1\. If I'm restless, I need to get excess energy out of my system. I run in
the park. Do whatever works for you: gym, sports, bikes etc.

2\. Try meditation to calm your mind.

Ugh what's this new age meditation crap?

It's nothing. Its a practice where you sit (or stand, walk, sleep, shower or
whatever) and you consciously try to stop thinking and instead feel whatever
sensations you're experiencing.

Ugh, is that all?

Yes, and its the hardest job in the world. You mind will wander away in
seconds, and your job is to be aware of your mind wandering and then bring it
back to stop thinking.

Eventually you'll become more calm, perceptive and you won't need any drugs to
cure the "ADD".

------
NathanRice
You need a learning partner that will hold you accountable. Self study courses
are a horrible fit for you, and traditional education is a great fit. Find a
"hack night" and make a learning buddy, or enroll in programming classes at a
local community college.

------
keiferski
Echoing other comments: set small goals. I used to make grand plans about
spending 50 hours a week self-studying 10 different subjects. Unsurprisingly,
I didn't get anything done.

So, instead, set small goals and work your way up. Personal example: I'm
learning Spanish. Instead of spending 5 hours a day learning, I'm trying to do
one Pimsleur lesson a day. (It's an audio learning program). It's only 30
minutes, and I'm on a 6-day run. Pretty easy, and I don't want to break the
chain, so I end up doing it. 30 minutes a day, every day is better than a few
hours here and there.

------
jp
Headphones, music and write code ? Then write code, write some more code and
then rewrite that code ? Basically, code.

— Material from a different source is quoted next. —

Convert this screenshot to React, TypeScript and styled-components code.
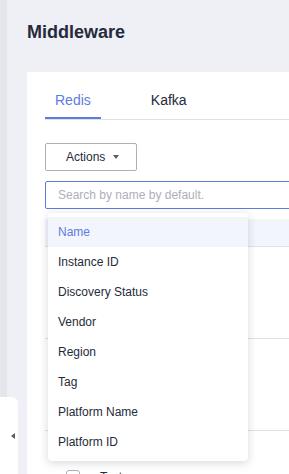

Procrastination is often a sign of not being interested in the topic.

------
bestenm
Yep, they are a lot of us like that, each trying to deal with it in their own
way. I think it's the nature of our occupation: staring at a computer screen
for hours is probably not the most natural thing ever. I really like
factorialboy comments about meditation. For my part I've had a look at
<http://www.pomodorotechnique.com/>, looks like it's working pretty well for
me, simply taking short break between short working sessions.

------
rman666
Set small goals. Keep a journal (or a list) of your accomplishments, no matter
how small. Set a timer and use it to keep yourself on track for even small
amounts of time at first (i.e., for the next 10 minutes I will do ...). Good
luck. In the Internet era we are all suffering from too much distraction to
one extent or another. You are no different than most (although perhaps more
aware than some).

------
dholowiski
I have the same problem (with no solution) I'm very interested to see what
other people have to say.

------
debacle
You might just be young, and that's okay. Set small goals for yourself, and
work on finishing them. Work your way up to larger goals.

------
nodemaker
People might disagree with this but try adderall XR in moderation.

(I am not a doctor or even a very smart person)

------
argonz
There is some controversial study claiming that ADD might be linked to
glutene/carbohydrate food intake.

------
pasbesoin
Amidst all the rest, do not ignore your physical health issues. I had some
physical health problems seriously impede my concentration. Specifically,
chronic discomfort kept me from entering that state of "flow" that previously
had represented the majority of my productivity (and happiness, by the way).

------
yashchandra
It happens to me all the time both with business ideas and the learning of
things I am interested in. I started learning Django framework for python, did
a small user management app but did not like it much, moved on the web2py
framework, built a couple of small CRUD apps, did not like it much, then moved
to Flask framework (currently playing with). Sometimes, I dabble between
JQuery, CSS etc. bits and pieces. here and there. nothing concrete yet but if
I really think about it, it makes me happy. Focus on a specific item instead
of a more generic item. Instead of thinking "I will do a iOS self study
course", say "I will build this x function by building a small iOS app". When
you try to build that small app, you will learn many things on the way.